She nodded and smiled, and then yawned and so I kissed her goodnight and switched her light off.


The next morning she was beaming and talking excitedly, "I did it Daddy. I saw the thoughts and I remembered to just let them come and go and not to think about them, and I felt calm, and then I woke up in the morning and I think I slept really well."


"Well done sweetheart, I'm so proud of you. You did so well. Now try and remember this idea of the clouds and the sky and how they are the same as your thoughts in your head. You can use this at any time, not just at bedtime. You can do it at school too. It will help you to realise that thoughts aren't real things, they can't hurt you unless you focus on them. When we focus on them we make them thicker and blacker like the big one I drew around on the paper last night. So the trick is to not draw around them by giving them energy and instead to let more and more of the clouds or thoughts just pass right through."

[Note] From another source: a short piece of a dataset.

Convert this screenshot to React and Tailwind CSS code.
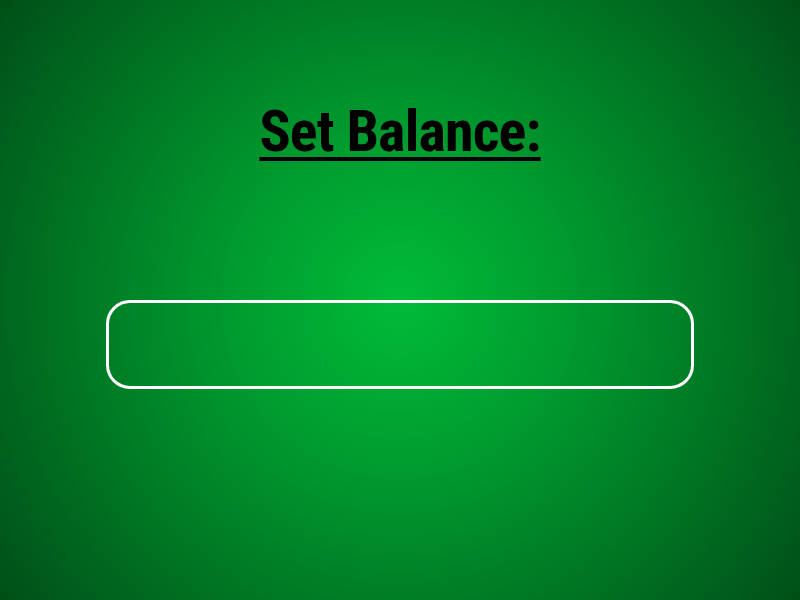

She smiled and nodded her head. I thought about all the profound information I had given in her in the last few days. I was still a bit concerned that it was too much for her eight year old mind to take in.


I need not have worried though.


Besides the fact that she fell asleep almost immediately from that point onwards, she gained great confidence in her own ability to work with her thoughts; something I didn't learn until I was in my mid twenties.


The best part came a week or so later though. I could hear a noise going on upstairs at about nine o clock one evening, when both the girls should have been in bed. I crept up the stairs and I could hear voices coming from my five year old daughters bedroom. As I got closer I could hear Natalia explaining the cloud analogy to her younger sister, Danya. She was explaining it in perfect detail too. As I popped my head discreetly around the door, I saw my eldest had a pad of paper in her hand and a selection of pencils. She was scribbling frantically on the pad, drawing a thick black cloud on top of the blue background she had already drawn. I coughed a little to let her know I was there, and with the inference that it was late and they should both be in bed. Natalia looked up.


"Oh hi daddy. Danya couldn't sleep so I was just explaining to her how to deal with her thoughts. I think she's fine now."


Danya lay back on the pillow and smiled, Natalia switched the bedside light off, gathered her paper and pencils and headed out the room and right back to her own room.


She slept like a baby.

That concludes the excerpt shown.